### [What to produce]
Please pull out every line that includes the string "styles".

-=-=-

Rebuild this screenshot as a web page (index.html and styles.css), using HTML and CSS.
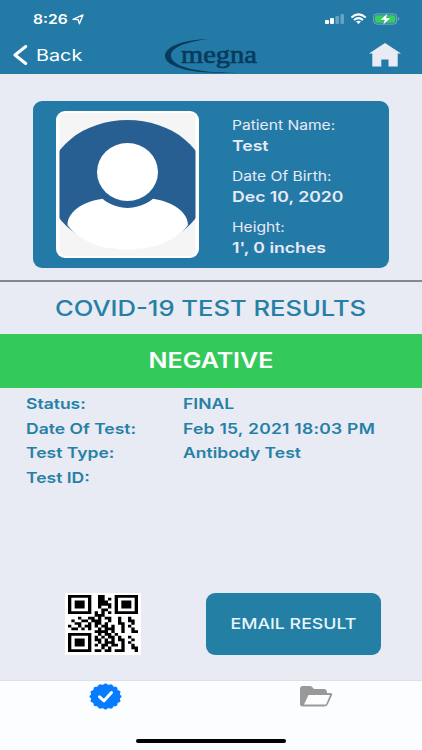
FILE: index.html
```html
<!DOCTYPE html>
<html lang="en">
<head>
    <meta charset="UTF-8">
    <title>Test Results</title>
    <link rel="stylesheet" href="styles.css">
</head>

<body>
    <div class="header">
        <div class="status-bar">
            <span class="wide time">8:26</span>
            <svg class="location" width="12" height="11" viewBox="0 0 12 11"><path d="M1 5.3L11 .9L7.4 9.8L6.2 5.6Z" fill="none" stroke="#fff" stroke-width="1.3" stroke-linejoin="round"/></svg>
            <svg class="status-icons" width="76" height="12" viewBox="0 0 76 12">
                <g fill="#fff">
                    <rect x="0" y="7" width="4" height="4" rx="1"/>
                    <rect x="5" y="5" width="4" height="6" rx="1"/>
                    <g opacity=".3"><rect x="10.4" y="3" width="3.6" height="8" rx="1"/><rect x="15.4" y="1" width="3.6" height="10" rx="1"/></g>
                </g>
                <g fill="none" stroke="#fff" stroke-width="2">
                    <path d="M26.4 4.4Q33.5-1.6 40.7 4.4"/>
                    <path d="M29 7Q33.5 3.3 38 7"/>
                </g>
                <path d="M31 8.6Q33.5 6.8 36 8.6L33.5 11Z" fill="#fff"/>
                <rect x="48.7" y=".9" width="23" height="10.2" rx="3" fill="none" stroke="#75abc8"/>
                <rect x="50" y="2.2" width="20.4" height="7.6" rx="1.8" fill="#34d058"/>
                <path d="M73 4Q75.6 5.8 73 7.8Z" fill="#75abc8"/>
                <path d="M62.6 .2L55.2 7H59.5L58 11.9L65.8 4.9H61.3Z" fill="#fff" stroke="#247aa7" stroke-width=".3"/>
            </svg>
        </div>
        <div class="nav-bar">
            <a class="back">
                <svg width="15" height="20" viewBox="0 0 15 20"><path d="M12.7 1.5L2 10L12.7 18.5" fill="none" stroke="#fff" stroke-width="3" stroke-linecap="round" stroke-linejoin="round"/></svg>
                <span class="wide back-text">Back</span>
            </a>
            <svg class="logo" width="94" height="36" viewBox="0 0 94 36">
                <path d="M43 1C14 2 0 10 0 18C0 29 28 37 72 34.5C32 35 7 29 6 18C5 10 20 4 43 1Z" fill="#073a5b"/>
                <text class="logo-text" x="16" y="24.5" textLength="76" lengthAdjust="spacingAndGlyphs">megna</text>
            </svg>
            <svg class="home" width="32" height="24" viewBox="0 0 32 24"><path d="M16 0L32 10.4H28.7V23.5H19.5V16.5H12.3V23.5H3.3V10.4H0Z" fill="#e8ebf3"/></svg>
        </div>
    </div>

    <div class="patient">
        <div class="card">
            <svg class="avatar" width="143" height="147" viewBox="56 111 143 147">
                <defs>
                    <clipPath id="photo"><rect x="59.5" y="113" width="136" height="143" rx="5"/></clipPath>
                </defs>
                <rect x="56" y="111" width="143" height="147" rx="9" fill="#fff"/>
                <g clip-path="url(#photo)">
                    <rect x="59" y="113" width="137" height="143" fill="#f5f5f5"/>
                    <ellipse cx="127.5" cy="184.5" rx="80" ry="64.5" fill="#285f92"/>
                    <path d="M67.5 225C67.5 213 81 202 102.5 198.8C117 211 138 211 153 198.8C174 202 188 213 188 225C174 244 149 249.5 127.5 249.5C106 249.5 81 244 67.5 225Z" fill="#fff"/>
                    <ellipse cx="127.5" cy="172" rx="30.5" ry="29" fill="#fff"/>
                </g>
            </svg>
            <div class="info">
                <p class="wide label">Patient Name:</p>
                <p class="wide value">Test</p>
                <p class="wide label">Date Of Birth:</p>
                <p class="wide value">Dec 10, 2020</p>
                <p class="wide label">Height:</p>
                <p class="wide value">1', 0 inches</p>
            </div>
        </div>
    </div>

    <div class="title"><span class="wide">COVID-19 TEST RESULTS</span></div>
    <div class="result"><span class="wide">NEGATIVE</span></div>

    <div class="details">
        <span class="wide">Status:</span><span class="wide">FINAL</span>
        <span class="wide">Date Of Test:</span><span class="wide date">Feb 15, 2021 18:03 PM</span>
        <span class="wide">Test Type:</span><span class="wide">Antibody Test</span>
        <span class="wide">Test ID:</span>
    </div>

    <div class="actions">
        <div class="qr"><svg id="qr" width="70" height="57" viewBox="0 0 21 21" preserveAspectRatio="none"></svg></div>
        <button class="email-button"><span class="wide">EMAIL RESULT</span></button>
    </div>

    <div class="tab-bar">
        <div class="tabs">
            <svg class="badge" width="33" height="27" viewBox="0 0 33 27">
                <path id="seal" fill="#087cff"/>
                <path d="M10.5 13.8L15 17.8L22.5 9.5" fill="none" stroke="#fff" stroke-width="3" stroke-linecap="round" stroke-linejoin="round"/>
            </svg>
            <svg class="folder" width="33" height="21" viewBox="0 0 33 21">
                <path d="M0 18V3Q0 0 3 0H10Q12 0 13 2L14 3H24Q27 3 27 7H30Q33 7 32 9L28 18Q27 20.5 24 20.5H3Q0 20.5 0 18Z" fill="#999"/>
                <path d="M8.5 9H30L26 18.5H4Z" fill="#fcfdff"/>
            </svg>
        </div>
        <div class="home-indicator"></div>
    </div>

    <script src="script.js"></script>
</body>
</html>
```

FILE: styles.css
```css
* {
    box-sizing: border-box;
}
body {
    margin: 0;
    height: 750px;
    display: flex;
    flex-direction: column;
    overflow: hidden;
    background-color: #E8EBF3;
    color: #2680A6;
    font-family: Inter, "Liberation Sans", sans-serif;
}
svg {
    display: block;
    flex-shrink: 0;
}
p {
    margin: 0;
}
/* extended lettering */
.wide {
    display: inline-block;
    white-space: nowrap;
    transform: scaleX(1.2);
    transform-origin: left center;
}
/* header */
.header {
    height: 74px;
    background-color: #247AA7;
    color: #fff;
}
.status-bar {
    display: flex;
    height: 38px;
    padding-left: 33px;
    align-items: center;
}
.time {
    width: 39px;
    font-size: 13px;
    font-weight: 600;
}
.status-icons {
    margin-left: 241px;
}
.nav-bar {
    display: flex;
    height: 36px;
    padding-left: 13px;
}
.back {
    display: flex;
    width: 152px;
    height: 34px;
    align-items: center;
}
.back-text {
    margin-left: 8px;
    font-size: 16.5px;
}
.logo-text {
    font-family: "Liberation Serif", serif;
    font-size: 26px;
    fill: #073A5B;
    stroke: #073A5B;
    stroke-width: 0.7px;
}
.home {
    margin: 5px 0 0 110px;
}
/* patient card */
.patient {
    height: 208px;
    padding: 27px 33px 0;
    border-bottom: 2px solid #858789;
}
.card {
    display: flex;
    height: 167px;
    padding: 10px 23px;
    border-radius: 9px;
    background-color: #247AA7;
    color: #E8EBF3;
}
.info {
    display: flex;
    flex-direction: column;
    align-items: flex-start;
    margin-left: 33px;
    padding-top: 4px;
    font-size: 13px;
    line-height: 21px;
}
.value {
    margin-bottom: 9px;
    font-size: 14.7px;
    font-weight: 600;
}
/* results */
.title {
    height: 52px;
    line-height: 52px;
    text-align: center;
    font-size: 21.3px;
    font-weight: 500;
}
.result {
    height: 54px;
    line-height: 54px;
    background-color: #34C95B;
    color: #fff;
    text-align: center;
    font-size: 20.8px;
    font-weight: 600;
}
.title .wide,
.result .wide,
.email-button .wide {
    transform-origin: center;
}
.details {
    display: grid;
    grid-template-columns: 157px 1fr;
    grid-auto-rows: 24.7px;
    justify-items: start;
    height: 205px;
    padding: 4px 0 0 26px;
    line-height: 25px;
    font-size: 14.6px;
    font-weight: 600;
}
.date {
    letter-spacing: 0.2px;
}
.actions {
    display: flex;
    height: 87px;
    padding-left: 65px;
}
.qr {
    width: 76px;
    height: 62px;
    padding: 2px 3px 3px;
    background-color: #fff;
}
.email-button {
    width: 175px;
    height: 62px;
    margin-left: 65px;
    padding: 0;
    border: none;
    border-radius: 9px;
    background-color: #247FA4;
    color: #E8F5FC;
    font-family: inherit;
    font-size: 14.8px;
    font-weight: 500;
}
/* bottom tabs */
.tab-bar {
    height: 70px;
    border-top: 1px solid #DDDFE4;
    background-color: #FCFDFF;
}
.tabs {
    display: flex;
    height: 58px;
    padding-left: 89px;
}
.badge {
    margin-top: 2px;
}
.folder {
    margin: 5px 0 0 178px;
}
.home-indicator {
    width: 150px;
    height: 4px;
    margin: 0 auto;
    border-radius: 2px;
    background-color: #000;
}
```

FILE: script.js
```js
// qr modules, one string per row
var rows = [
    '#######..##...#######',
    '#.....#..##.#.#.....#',
    '#.###.#..###..#.###.#',
    '#.###.#..####.#.###.#',
    '#.###.#..#..#.#.###.#',
    '#.....#...##..#.....#',
    '#######.#.#.#.#######',
    '........###..........',
    '...#..##.#.##..#..#..',
    '.#..##.###..#..#..##.',
    '..##..#.##.#...##..#.',
    '#..#.##.#.##.#..#.#..',
    '.##.#.#..#.###..#..#.',
    '........####.#..#..##',
    '#######..#.##.#......',
    '#.....#.#.#.##.#..#..',
    '#.###.#.##.#.#.##..#.',
    '#.###.#..#.###..#.#..',
    '#.###.#.#.##.##.#..#.',
    '#.....#...#.#...#..##',
    '#######.##.##.###...#'
];
var d = '';
rows.forEach(function (row, y) {
    for (var x = 0; x < row.length; x++) {
        if (row[x] === '#') {
            d += 'M' + x + ' ' + y + 'h1v1h-1z';
        }
    }
});
document.getElementById('qr').innerHTML = '<path d="' + d + '"/>';

// scalloped edge of the badge
var points = [];
for (var i = 0; i < 144; i++) {
    var a = i / 144 * Math.PI * 2;
    var r = 1 + 0.045 * Math.cos(a * 16);
    points.push((16.5 + 15.4 * r * Math.sin(a)).toFixed(2) + ' ' + (13.5 - 12.5 * r * Math.cos(a)).toFixed(2));
}
document.getElementById('seal').setAttribute('d', 'M' + points.join('L') + 'Z');
```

-=-=-

### [Answer to the exercise]
Rebuild this screenshot as a web page (index.html and styles.css), using HTML and CSS.
    <link rel="stylesheet" href="styles.css">
FILE: styles.css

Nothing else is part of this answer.